━━ AVAILABLE DATA ━━

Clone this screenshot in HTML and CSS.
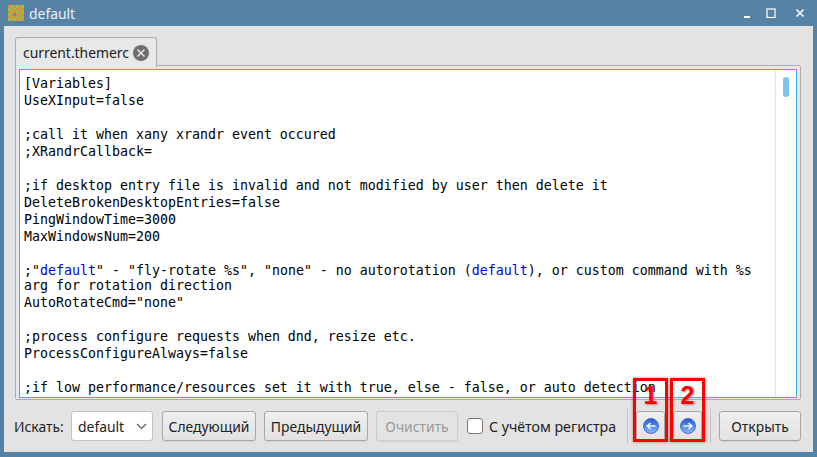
FILE: index.html
```html
<!DOCTYPE html>
<html lang="ru">
<head>
<meta charset="utf-8">
<title>default</title>
<link rel="stylesheet" href="styles.css">
</head>
<body>
<div class="window">
  <header class="titlebar">
    <svg class="app-icon" width="16" height="16" viewBox="0 0 6 6" shape-rendering="crispEdges">
      <rect width="6" height="6" fill="#e58a3c"/>
      <path fill="#8fc24a" d="M1 0h1v1H1zM3 0h1v1H3zM5 0h1v1H5zM0 1h1v1H0zM2 1h1v1H2zM4 1h1v1H4zM1 2h1v1H1zM3 2h1v1H3zM5 2h1v1H5zM0 3h1v1H0zM4 3h1v1H4zM1 4h1v1H1zM3 4h1v1H3zM5 4h1v1H5zM0 5h1v1H0zM2 5h1v1H2zM4 5h1v1H4z"/>
      <rect x="2" y="3" width="1" height="1" fill="#7f79c4"/>
    </svg>
    <span class="title">default</span>
    <div class="wm-buttons">
      <svg class="wm-min" width="10" height="10" viewBox="0 0 10 10"><rect x="2" y="8" width="6" height="2" fill="#fff"/></svg>
      <svg width="10" height="10" viewBox="0 0 10 10"><rect x="1" y="1" width="8" height="8.5" fill="none" stroke="#fff" stroke-width="1.2"/></svg>
      <svg width="10" height="10" viewBox="0 0 10 10"><path d="M1.5 1.5l7 7M8.5 1.5l-7 7" stroke="#fff" stroke-width="1.6" fill="none"/></svg>
    </div>
  </header>
  <main class="content">
    <div class="tabs">
      <div class="tab">
        <span>current.themerc</span>
        <svg class="tab-close" width="16" height="16" viewBox="0 0 16 16"><circle cx="8" cy="8" r="8" fill="#6f6f6f"/><path d="M4.5 4.5l7 7M11.5 4.5l-7 7" stroke="#e8e8e8" stroke-width="1.5"/></svg>
      </div>
    </div>
    <section class="pane">
      <div class="editor">
        <pre class="code">[Variables]
UseXInput=false

;call it when xany xrandr event occured
;XRandrCallback=

;if desktop entry file is invalid and not modified by user then delete it
DeleteBrokenDesktopEntries=false
PingWindowTime=3000
MaxWindowsNum=200

;"<span class="kw">default</span>" - "fly-rotate %s", "none" - no autorotation (<span class="kw">default</span>), or custom command with %s<span class="wrapped">arg for rotation direction</span>AutoRotateCmd="none"

;process configure requests when dnd, resize etc.
ProcessConfigureAlways=false

;if low performance/resources set it with true, else - false, or auto detection</pre>
        <div class="scrollbar"><div class="thumb"></div></div>
      </div>
    </section>
    <div class="toolbar">
      <label class="find-label">Искать:</label>
      <div class="combo"><span>default</span><svg width="11" height="7" viewBox="0 0 11 7"><path d="M1 1l4.5 4.5L10 1" fill="none" stroke="#555" stroke-width="1.1"/></svg></div>
      <button class="btn btn-next">Следующий</button>
      <button class="btn btn-prev">Предыдущий</button>
      <button class="btn btn-clear" disabled>Очистить</button>
      <span class="check-box"></span>
      <span class="check-label">С учётом регистра</span>
      <span class="sep"></span>
      <button class="btn btn-icon">
        <svg width="16" height="16" viewBox="0 0 16 16"><defs><linearGradient id="ball" x1="0" y1="0" x2="0" y2="1"><stop offset="0" stop-color="#2558d4"/><stop offset="0.55" stop-color="#5a90ee"/><stop offset="1" stop-color="#8ab8f6"/></linearGradient></defs><circle cx="8" cy="8" r="7.5" fill="url(#ball)" stroke="#2f62dc" stroke-width="0.9"/><path d="M12.5 8H4.5M7.5 5L4.2 8l3.3 3" fill="none" stroke="#f2f6fe" stroke-width="1.5"/></svg>
        <span class="mark">1</span>
      </button>
      <button class="btn btn-icon">
        <svg width="16" height="16" viewBox="0 0 16 16"><circle cx="8" cy="8" r="7.5" fill="url(#ball)" stroke="#2f62dc" stroke-width="0.9"/><path d="M3.5 8h8M8.5 5l3.3 3-3.3 3" fill="none" stroke="#f2f6fe" stroke-width="1.5"/></svg>
        <span class="mark">2</span>
      </button>
      <span class="sep"></span>
      <button class="btn btn-open">Открыть</button>
    </div>
  </main>
</div>
</body>
</html>
```
FILE: styles.css
```css
* { box-sizing: border-box; }
html, body { margin: 0; height: 100%; overflow: hidden; }
body { font-family: "Noto Sans", sans-serif; font-size: 13.9px; color: #222; }
.window { width: 817px; height: 457px; background: #5682a6; display: flex; flex-direction: column; padding: 0 4px 5px; }
.titlebar { height: 26px; flex: none; display: flex; align-items: center; color: #e8f1f8; margin: 0 -4px; padding: 0 7px 0 8px; }
.app-icon { margin-right: 5px; }
.title { font-size: 13.9px; }
.wm-buttons { margin-left: auto; display: flex; align-items: center; gap: 19px; padding-right: 5px; }
.wm-min { margin-right: -5px; }
.content { flex: 1; background: #e3e3e3; display: flex; flex-direction: column; padding: 11px 12px 0 11px; min-height: 0; }
.tabs { display: flex; height: 29px; flex: none; margin-bottom: -1px; position: relative; z-index: 1; }
.tab { width: 142px; height: 30px; background: #e8e8e8; border: 1px solid #adadad; border-bottom: none; border-radius: 3px 3px 0 0; display: flex; align-items: center; padding: 0 7px; justify-content: space-between; }
.pane { height: 335px; flex: none; border: 1px solid #adadad; background: #e8e8e8; padding: 3px 3px 1px 3px; border-radius: 0 2px 2px 2px; }
.editor { height: 100%; background: #fff; border: 1px solid #3daee9; display: flex; overflow: hidden; }
.code { flex: 1; margin: 0; padding: 5px 0 0 4px; font-family: "DejaVu Sans Mono", monospace; font-size: 13.29px; line-height: 17px; color: #000; overflow: hidden; }
.kw { color: #0000e6; }
.wrapped { display: block; margin-top: -2px; }
.scrollbar { width: 21px; flex: none; border-left: 1px solid #e4e4e4; padding: 7px 0 0 7px; }
.thumb { width: 6px; height: 20px; background: #7cc4ee; border-radius: 3px; }
.toolbar { flex: none; display: flex; align-items: center; height: 30px; margin-top: 11px; margin-left: -1px; }
.find-label { width: 57px; flex: none; }
.combo { width: 82px; height: 30px; background: #fff; border: 1px solid #c2c2c2; border-radius: 3px; display: flex; align-items: center; justify-content: space-between; padding: 0 5px 0 6px; margin-right: 9px; }
.btn { height: 30px; padding: 0; font: inherit; color: #222; background: linear-gradient(#efefef, #e2e2e2); border: 1px solid #a8a8a8; border-radius: 3px; position: relative; box-shadow: 0 1px 1px rgba(0,0,0,.08); }
.btn-next { width: 94px; margin-right: 8px; }
.btn-prev { width: 104px; margin-right: 8px; }
.btn-clear { width: 82px; margin-right: 9px; color: #9a9a9a; border-color: #cbcbcb; background: #e3e3e3; }
.check-box { width: 16px; height: 16px; background: #fff; border: 1px solid #777; border-radius: 3px; margin-right: 6px; }
.check-label { width: 127px; white-space: nowrap; font-size: 14.2px; }
.sep { width: 1px; height: 34px; background: #c4c4c4; margin: 0 8px 0 11px; }
.btn-icon { width: 29px; display: flex; align-items: center; justify-content: center; }
.btn-icon + .btn-icon { margin-left: 8px; }
.btn-icon + .sep { margin-left: 8px; margin-right: 8px; }
.mark { position: absolute; left: -4px; right: -4px; top: -34px; height: 64px; border: 3px solid #f00; font: bold 25px/28px "Liberation Sans", sans-serif; color: #f00; text-align: center; box-shadow: 0 0 3px rgba(120,0,0,.45); text-shadow: 1px 1px 2px rgba(120,0,0,.4); }
.btn-open { width: 82px; }
```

━━━

=== WHAT TO PRODUCE ===
Reproduce the listing above exactly, excluding all pictures.

=== SOLUTION ===
Clone this screenshot in HTML and CSS.
FILE: index.html
```html
<!DOCTYPE html>
<html lang="ru">
<head>
<meta charset="utf-8">
<title>default</title>
<link rel="stylesheet" href="styles.css">
</head>
<body>
<div class="window">
  <header class="titlebar">
    <svg class="app-icon" width="16" height="16" viewBox="0 0 6 6" shape-rendering="crispEdges">
      <rect width="6" height="6" fill="#e58a3c"/>
      <path fill="#8fc24a" d="M1 0h1v1H1zM3 0h1v1H3zM5 0h1v1H5zM0 1h1v1H0zM2 1h1v1H2zM4 1h1v1H4zM1 2h1v1H1zM3 2h1v1H3zM5 2h1v1H5zM0 3h1v1H0zM4 3h1v1H4zM1 4h1v1H1zM3 4h1v1H3zM5 4h1v1H5zM0 5h1v1H0zM2 5h1v1H2zM4 5h1v1H4z"/>
      <rect x="2" y="3" width="1" height="1" fill="#7f79c4"/>
    </svg>
    <span class="title">default</span>
    <div class="wm-buttons">
      <svg class="wm-min" width="10" height="10" viewBox="0 0 10 10"><rect x="2" y="8" width="6" height="2" fill="#fff"/></svg>
      <svg width="10" height="10" viewBox="0 0 10 10"><rect x="1" y="1" width="8" height="8.5" fill="none" stroke="#fff" stroke-width="1.2"/></svg>
      <svg width="10" height="10" viewBox="0 0 10 10"><path d="M1.5 1.5l7 7M8.5 1.5l-7 7" stroke="#fff" stroke-width="1.6" fill="none"/></svg>
    </div>
  </header>
  <main class="content">
    <div class="tabs">
      <div class="tab">
        <span>current.themerc</span>
        <svg class="tab-close" width="16" height="16" viewBox="0 0 16 16"><circle cx="8" cy="8" r="8" fill="#6f6f6f"/><path d="M4.5 4.5l7 7M11.5 4.5l-7 7" stroke="#e8e8e8" stroke-width="1.5"/></svg>
      </div>
    </div>
    <section class="pane">
      <div class="editor">
        <pre class="code">[Variables]
UseXInput=false

;call it when xany xrandr event occured
;XRandrCallback=

;if desktop entry file is invalid and not modified by user then delete it
DeleteBrokenDesktopEntries=false
PingWindowTime=3000
MaxWindowsNum=200

;"<span class="kw">default</span>" - "fly-rotate %s", "none" - no autorotation (<span class="kw">default</span>), or custom command with %s<span class="wrapped">arg for rotation direction</span>AutoRotateCmd="none"

;process configure requests when dnd, resize etc.
ProcessConfigureAlways=false

;if low performance/resources set it with true, else - false, or auto detection</pre>
        <div class="scrollbar"><div class="thumb"></div></div>
      </div>
    </section>
    <div class="toolbar">
      <label class="find-label">Искать:</label>
      <div class="combo"><span>default</span><svg width="11" height="7" viewBox="0 0 11 7"><path d="M1 1l4.5 4.5L10 1" fill="none" stroke="#555" stroke-width="1.1"/></svg></div>
      <button class="btn btn-next">Следующий</button>
      <button class="btn btn-prev">Предыдущий</button>
      <button class="btn btn-clear" disabled>Очистить</button>
      <span class="check-box"></span>
      <span class="check-label">С учётом регистра</span>
      <span class="sep"></span>
      <button class="btn btn-icon">
        <svg width="16" height="16" viewBox="0 0 16 16"><defs><linearGradient id="ball" x1="0" y1="0" x2="0" y2="1"><stop offset="0" stop-color="#2558d4"/><stop offset="0.55" stop-color="#5a90ee"/><stop offset="1" stop-color="#8ab8f6"/></linearGradient></defs><circle cx="8" cy="8" r="7.5" fill="url(#ball)" stroke="#2f62dc" stroke-width="0.9"/><path d="M12.5 8H4.5M7.5 5L4.2 8l3.3 3" fill="none" stroke="#f2f6fe" stroke-width="1.5"/></svg>
        <span class="mark">1</span>
      </button>
      <button class="btn btn-icon">
        <svg width="16" height="16" viewBox="0 0 16 16"><circle cx="8" cy="8" r="7.5" fill="url(#ball)" stroke="#2f62dc" stroke-width="0.9"/><path d="M3.5 8h8M8.5 5l3.3 3-3.3 3" fill="none" stroke="#f2f6fe" stroke-width="1.5"/></svg>
        <span class="mark">2</span>
      </button>
      <span class="sep"></span>
      <button class="btn btn-open">Открыть</button>
    </div>
  </main>
</div>
</body>
</html>
```
FILE: styles.css
```css
* { box-sizing: border-box; }
html, body { margin: 0; height: 100%; overflow: hidden; }
body { font-family: "Noto Sans", sans-serif; font-size: 13.9px; color: #222; }
.window { width: 817px; height: 457px; background: #5682a6; display: flex; flex-direction: column; padding: 0 4px 5px; }
.titlebar { height: 26px; flex: none; display: flex; align-items: center; color: #e8f1f8; margin: 0 -4px; padding: 0 7px 0 8px; }
.app-icon { margin-right: 5px; }
.title { font-size: 13.9px; }
.wm-buttons { margin-left: auto; display: flex; align-items: center; gap: 19px; padding-right: 5px; }
.wm-min { margin-right: -5px; }
.content { flex: 1; background: #e3e3e3; display: flex; flex-direction: column; padding: 11px 12px 0 11px; min-height: 0; }
.tabs { display: flex; height: 29px; flex: none; margin-bottom: -1px; position: relative; z-index: 1; }
.tab { width: 142px; height: 30px; background: #e8e8e8; border: 1px solid #adadad; border-bottom: none; border-radius: 3px 3px 0 0; display: flex; align-items: center; padding: 0 7px; justify-content: space-between; }
.pane { height: 335px; flex: none; border: 1px solid #adadad; background: #e8e8e8; padding: 3px 3px 1px 3px; border-radius: 0 2px 2px 2px; }
.editor { height: 100%; background: #fff; border: 1px solid #3daee9; display: flex; overflow: hidden; }
.code { flex: 1; margin: 0; padding: 5px 0 0 4px; font-family: "DejaVu Sans Mono", monospace; font-size: 13.29px; line-height: 17px; color: #000; overflow: hidden; }
.kw { color: #0000e6; }
.wrapped { display: block; margin-top: -2px; }
.scrollbar { width: 21px; flex: none; border-left: 1px solid #e4e4e4; padding: 7px 0 0 7px; }
.thumb { width: 6px; height: 20px; background: #7cc4ee; border-radius: 3px; }
.toolbar { flex: none; display: flex; align-items: center; height: 30px; margin-top: 11px; margin-left: -1px; }
.find-label { width: 57px; flex: none; }
.combo { width: 82px; height: 30px; background: #fff; border: 1px solid #c2c2c2; border-radius: 3px; display: flex; align-items: center; justify-content: space-between; padding: 0 5px 0 6px; margin-right: 9px; }
.btn { height: 30px; padding: 0; font: inherit; color: #222; background: linear-gradient(#efefef, #e2e2e2); border: 1px solid #a8a8a8; border-radius: 3px; position: relative; box-shadow: 0 1px 1px rgba(0,0,0,.08); }
.btn-next { width: 94px; margin-right: 8px; }
.btn-prev { width: 104px; margin-right: 8px; }
.btn-clear { width: 82px; margin-right: 9px; color: #9a9a9a; border-color: #cbcbcb; background: #e3e3e3; }
.check-box { width: 16px; height: 16px; background: #fff; border: 1px solid #777; border-radius: 3px; margin-right: 6px; }
.check-label { width: 127px; white-space: nowrap; font-size: 14.2px; }
.sep { width: 1px; height: 34px; background: #c4c4c4; margin: 0 8px 0 11px; }
.btn-icon { width: 29px; display: flex; align-items: center; justify-content: center; }
.btn-icon + .btn-icon { margin-left: 8px; }
.btn-icon + .sep { margin-left: 8px; margin-right: 8px; }
.mark { position: absolute; left: -4px; right: -4px; top: -34px; height: 64px; border: 3px solid #f00; font: bold 25px/28px "Liberation Sans", sans-serif; color: #f00; text-align: center; box-shadow: 0 0 3px rgba(120,0,0,.45); text-shadow: 1px 1px 2px rgba(120,0,0,.4); }
.btn-open { width: 82px; }
```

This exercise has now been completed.